AMES — An Iowa State University economist says there was a whole lot of uncertainty in the hog market well before last week’s Supreme Court opinion on pork production.
The court ruled California may require that any pork sold in California must come from pigs that are the offspring of sows that had enough room to turn around in a livestock barn. ISU Extension livestock economist Lee Schulz says some producers have already retrofitted or built new confinements. Others may not be able to afford it.
“Pork producers are having some of the largest losses in 25 years.

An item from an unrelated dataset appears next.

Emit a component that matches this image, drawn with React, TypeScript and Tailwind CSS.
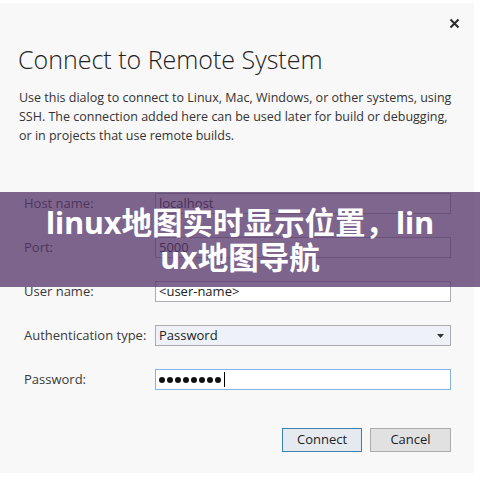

You have to go back to 1998 to see losses this large,” Schulz says. “…We’re already seeing contraction in the industry.”
There could be an opportunity for businesses that make and install the metal enclosures for sows, but Schulz says given the labor market, finding enough employees to do the work will be challenge.
“Not only the availability of labor, but the cost of labor also is kind of a prohibitant when we think about having to make large changes on farms to both buildings and equipment,” Schulz says.
California produces just 1% of U.S. pork. However, Californians consume 15% of all the bacon and other pork products sold in the country. “The adjustments will have to take place outside the state of California. Where those exactly take place are still to be determined,” Schulz says. “Certainly there will be an impact here because of the size of Iowa’s pork production.”
Nearly a third of the nation’s hogs are raised in Iowa. Schulz says Iowa swine operations that have already adjusted to California’s new rules will get higher premiums for their pigs in the near term. “Likely they are the lower cost producers that would enable them to do that,” Schulz says. “A lot of times it’d be the larger producers. There are economies of scale in pork production, so if I have per unit lower costs, I am able to make some of those transitions a bit quicker.”
A court injunction that has prevented pig production rules for pork sold in California from taking effect will expire July 1t. The U.S. Humane Society says the Supreme Court made it clear preventing animal cruelty is a core function of state governments and California will have the strongest animal welfare law in the country.